To make results ``non weird'' (1) round off numbers to integers, (2) if a result is less than 0, set it to 0, and (3) if a result is greater than a cap $N$, set it to $N$.

\textbf{What about multiple queries and averaging?}
\begin{theorem}
If Q is E1-DP, and Q' is E2-DP, then (Q(.), Q'(.)) is (E1 + E2)-DP. (Essentially, you've added how non-private the queries are)
\end{theorem}

The implications? You can give an analyst an ``$\epsilon$ budget'' and let them decide how to use it.
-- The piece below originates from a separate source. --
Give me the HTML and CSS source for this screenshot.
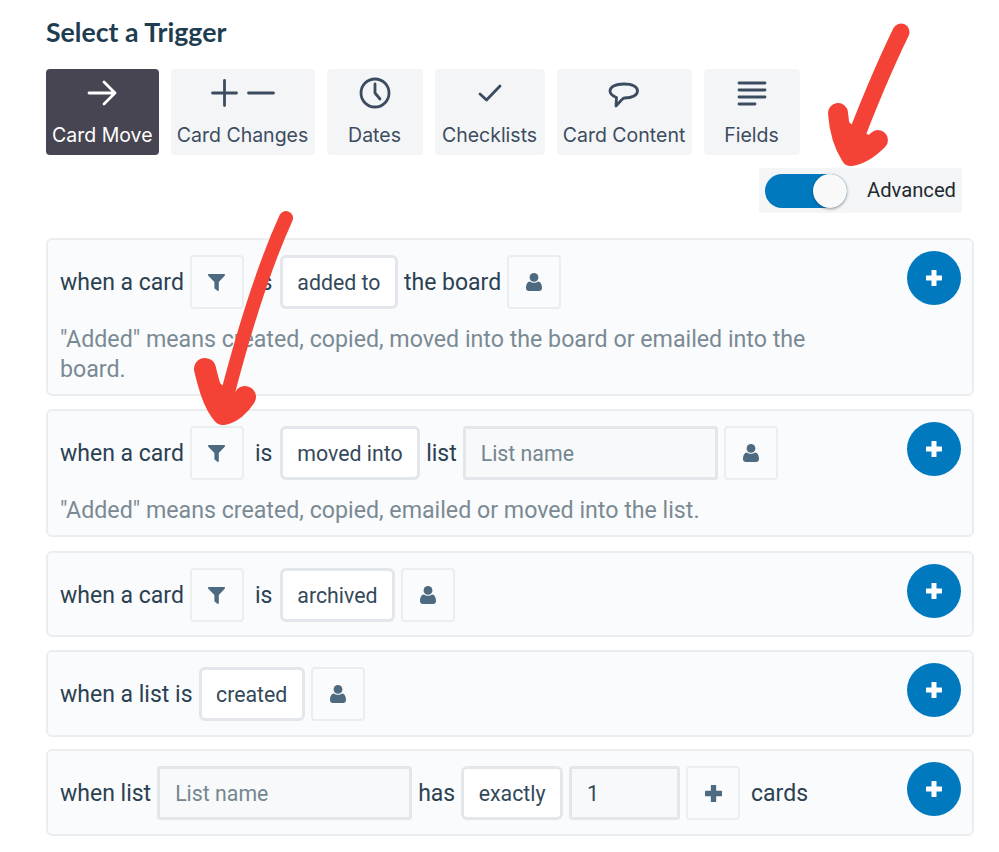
FILE: index.html
```html
<!DOCTYPE html>
<html lang="en">
<head>
<meta charset="utf-8">
<title>Select a Trigger</title>
<link rel="stylesheet" href="styles.css">
</head>
<body>
<svg class="defs" width="0" height="0" aria-hidden="true">
  <symbol id="i-person" viewBox="0 0 16 18"><circle cx="8" cy="4.4" r="4.4"/><path d="M0 15c0-4 1.6-6.4 4-6.6 1 .9 2.500 1.300 4 1.300s3-.4 4-1.300c2.400.2 4 2.600 4 6.600 0 1.900-1.200 3-3 3H3c-1.800 0-3-1.100-3-3z"/></symbol>
  <symbol id="i-filter" viewBox="0 0 17 17"><path d="M1 0h15c.9 0 1.300 1 .7 1.700L10.800 8v8c0 .8-.8 1.200-1.400.8l-2.500-2c-.3-.2-.5-.5-.5-.8V8L.3 1.700C-.3 1 .1 0 1 0z"/></symbol>
  <symbol id="i-plus" viewBox="0 0 16 16"><path d="M8 1v14M1 8h14" fill="none" stroke="currentColor" stroke-width="5" stroke-linecap="round"/></symbol>
</svg>
<main class="page">
  <h1 class="title">Select a Trigger</h1>
  <nav class="tabs">
    <div class="tab tab--active">
      <svg class="tab-icon" width="36" height="36" viewBox="0 0 36 36"><path d="M5 18h26M20 7l11 11-11 11"/></svg>
      <span>Card Move</span>
    </div>
    <div class="tab tab--changes">
      <svg class="tab-icon" width="68" height="36" viewBox="0 0 68 36"><path d="M3.500 18h24M15.500 5.500v25M39.500 18h25"/></svg>
      <span>Card Changes</span>
    </div>
    <div class="tab">
      <svg class="tab-icon" width="36" height="36" viewBox="0 0 36 36"><circle cx="18" cy="18" r="14"/><path d="M18 9v9l5 6"/></svg>
      <span>Dates</span>
    </div>
    <div class="tab tab--checks">
      <svg class="tab-icon" width="36" height="36" viewBox="0 0 36 36"><path d="M8 19l6.500 6L28 11"/></svg>
      <span>Checklists</span>
    </div>
    <div class="tab tab--content">
      <svg class="tab-icon" width="36" height="36" viewBox="0 0 36 36"><path d="M10 31l.5-8.500C6.500 21 4 19 4 16c0-4 5-7 14-7s13.500 3 13.500 7-5 7-13 7c-2 0-4 3.500-8.500 8z"/></svg>
      <span>Card Content</span>
    </div>
    <div class="tab">
      <svg class="tab-icon" width="36" height="36" viewBox="0 0 36 36"><path d="M5 8h26M5 15h26M5 22h26M5 29h16"/></svg>
      <span>Fields</span>
    </div>
  </nav>
  <div class="advanced-row">
    <div class="advanced">
      <span class="switch"><span class="switch-knob"></span></span>
      <span class="advanced-label">Advanced</span>
    </div>
  </div>

  <section class="card">
    <div class="card-body">
      <div class="row">
        <span>when a card</span>
        <span class="chip"><svg class="glyph"><use href="#i-filter"/></svg></span>
        <span class="word">is</span>
        <span class="select">added to</span>
        <span>the board</span>
        <span class="chip"><svg class="glyph glyph--person"><use href="#i-person"/></svg></span>
      </div>
      <p class="note">"Added" means created, copied, moved into the board or emailed into the board.</p>
    </div>
    <span class="add"><svg class="add-plus"><use href="#i-plus"/></svg></span>
  </section>

  <section class="card">
    <div class="card-body">
      <div class="row">
        <span>when a card</span>
        <span class="chip"><svg class="glyph"><use href="#i-filter"/></svg></span>
        <span class="word">is</span>
        <span class="select">moved into</span>
        <span>list</span>
        <input class="field" placeholder="List name">
        <span class="chip"><svg class="glyph glyph--person"><use href="#i-person"/></svg></span>
      </div>
      <p class="note">"Added" means created, copied, emailed or moved into the list.</p>
    </div>
    <span class="add"><svg class="add-plus"><use href="#i-plus"/></svg></span>
  </section>

  <section class="card card--push">
    <div class="card-body">
      <div class="row">
        <span>when a card</span>
        <span class="chip"><svg class="glyph"><use href="#i-filter"/></svg></span>
        <span class="word">is</span>
        <span class="select">archived</span>
        <span class="chip"><svg class="glyph glyph--person"><use href="#i-person"/></svg></span>
      </div>
    </div>
    <span class="add"><svg class="add-plus"><use href="#i-plus"/></svg></span>
  </section>

  <section class="card card--tall card--short-gap">
    <div class="card-body">
      <div class="row">
        <span>when a list is</span>
        <span class="select">created</span>
        <span class="chip"><svg class="glyph glyph--person"><use href="#i-person"/></svg></span>
      </div>
    </div>
    <span class="add"><svg class="add-plus"><use href="#i-plus"/></svg></span>
  </section>

  <section class="card card--tall">
    <div class="card-body">
      <div class="row">
        <span>when list</span>
        <input class="field" placeholder="List name">
        <span>has</span>
        <span class="select">exactly</span>
        <input class="field field--count" value="1">
        <span class="chip"><svg class="glyph glyph--plus"><use href="#i-plus"/></svg></span>
        <span class="word">cards</span>
      </div>
    </div>
    <span class="add"><svg class="add-plus"><use href="#i-plus"/></svg></span>
  </section>
</main>

<svg class="annotations" width="999" height="852" viewBox="0 0 999 852" aria-hidden="true">
  <path class="mark" stroke-width="17" d="M901 32C885 65 868 105 851 150"/>
  <path class="mark" stroke-width="20" d="M838 113C839 128 842 142 851 156C860 155 870 148 878 140"/>
  <path class="mark-fill" d="M838 113L851 156L878 140L856 128z"/>
  <path class="mark" stroke-width="14" d="M286 218C266 262 244 330 226 400"/>
  <path class="mark" stroke-width="22" d="M205 369C209 385 213 402 223 414C231 413 240 405 245 397"/>
  <path class="mark-fill" d="M205 369L223 414L245 397L222 385z"/>
</svg>
</body>
</html>
```

FILE: styles.css
```css
* { box-sizing: border-box; }

html, body { margin: 0; padding: 0; background: #fff; }

body {
  position: relative;
  width: 999px;
  height: 852px;
  overflow: hidden;
  font-family: Roboto, "Liberation Sans", sans-serif;
  color: #2b4152;
}

.defs { position: absolute; }

.page {
  width: 928px;
  margin-left: 46px;
  padding-top: 16px;
}

.title {
  margin: 0 0 21px;
  font: 700 26.700px/32px Lato, "Liberation Sans", sans-serif;
  color: #1f3d50;
}

.tabs { display: flex; gap: 12px; }

.tab {
  display: flex;
  flex-direction: column;
  align-items: center;
  min-width: 96px;
  height: 86px;
  padding: 6px 6px 0;
  border-radius: 4px;
  background: #f4f5f6;
  color: #3c4c60;
  font: 400 19.500px/24px Inter, Roboto, sans-serif;
  white-space: nowrap;
}

.tab--active { background: #474551; color: #fff; }
.tab--changes { min-width: 144px; }
.tab--checks { min-width: 110px; }
.tab--content { min-width: 135px; }

.tab-icon {
  display: block;
  margin-bottom: 12px;
  fill: none;
  stroke: currentColor;
  stroke-width: 2.800;
  stroke-linecap: round;
  stroke-linejoin: round;
}

.advanced-row {
  display: flex;
  justify-content: flex-end;
  padding-right: 12px;
  margin: 13px 0 25px;
}

.advanced {
  display: flex;
  align-items: center;
  gap: 20px;
  width: 203px;
  height: 45px;
  padding-left: 6px;
  border-radius: 3px;
  background: #f4f5f6;
  color: #1e2a30;
  font-size: 20.200px;
}

.advanced-label { margin-bottom: 2px; }

.switch {
  position: relative;
  display: block;
  width: 82px;
  height: 34px;
  border-radius: 17px;
  background: #0079bf;
}

.switch-knob {
  position: absolute;
  right: 0;
  top: 0;
  width: 34px;
  height: 34px;
  border-radius: 50%;
  background: #f9f9f9;
  box-shadow: 0 1px 3px rgba(0, 0, 0, .4);
}

.card {
  display: flex;
  align-items: flex-start;
  margin-bottom: 13px;
  padding: 15px 11px 13px 12px;
  border: 2px solid #ebeef1;
  border-radius: 6px;
  background: #fafbfc;
}

.card--push { margin-top: 14px; }
.card--tall { padding-bottom: 14px; }
.card--short-gap { margin-bottom: 12px; }

.card-body { flex: 1; min-width: 0; }

.row {
  display: flex;
  align-items: center;
  gap: 6px;
  height: 54px;
  font-size: 23px;
  white-space: nowrap;
}

.word { margin: 0 1.500px 0 5px; }

.chip {
  display: flex;
  align-items: center;
  justify-content: center;
  width: 54px;
  height: 54px;
  border: 2px solid #ebeef1;
  border-radius: 4px;
  color: #4d6a80;
}

.glyph { width: 17px; height: 17px; fill: currentColor; }
.glyph--person { width: 16px; height: 18px; }

.select {
  display: flex;
  align-items: center;
  height: 54px;
  padding: 0 14.500px;
  border: 3px solid #e3e6ea;
  border-radius: 6px;
  background: #fff;
  color: #34495a;
  font-size: 21.300px;
}

.field {
  width: 255px;
  height: 54px;
  padding: 0 15px;
  border: 3px solid #e3e6ea;
  border-radius: 3px;
  background: #f7f9fa;
  color: #34495a;
  font: 400 21.300px Roboto, sans-serif;
  outline: none;
}

.field::placeholder { color: #75868f; opacity: 1; }
.field--count { width: 111px; }

.note {
  width: 790px;
  margin: 15px 0 -3px;
  color: #7a8a94;
  font-size: 23.200px;
  line-height: 30px;
}

.add {
  flex: none;
  display: flex;
  align-items: center;
  justify-content: center;
  width: 54px;
  height: 54px;
  margin-top: -4px;
  border-radius: 50%;
  background: #0079bf;
  color: #fff;
}

.add-plus { width: 16px; height: 16px; }

.annotations { position: absolute; left: 0; top: 0; pointer-events: none; }

.mark {
  fill: none;
  stroke: #f44336;
  stroke-linecap: round;
  stroke-linejoin: round;
}

.mark-fill { fill: #f44336; }
```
\textbf{Generalizing beyond counting queries}\\
If each element of the database can add/subtract at most some number V from the results of the query, then we can generate noise from this distribution:
	$$f(x) = \epsilon V/2 * e^{-\epsilon V|x|}$$
and the result will be E-DP.

\subsektion{Problems}

\textbf{Collaborative recommendation systems:}\\
	\hspace*{1cm} ``People who bought X also bought Y''\\
	\hspace*{1cm} ``If you like this you'll also like that''

\begin{example}
Artificial example: But what if there exists a book that only Ed would buy? \\
	\hspace*{1cm} ``People who bought said book also bought Y''\\
Now you can easily extract information about what else Ed buys.
\end{example}

\begin{example}
Less artificial example: But what if there exists a rare book that you know Ed bought?\\
	\hspace*{1cm} ``People who bought said book also bought Y''\\
Collaborative recommendations are still a clue about what Ed bought.
\end{example}

\subsektion{How to fix}
\textbf{Look at internals}. Let's say a system computes a covariance matrix (basically a correlation between all pairs of items) to generate these recommendations. The matrix could be computed in a DP fashion, adding noise.

\textbf{Other useful tricks}\\
Machine learning + DP queries: A machine learning algorithm exchanges a bunch of DP queries and results, and it'll synthesize a new data set.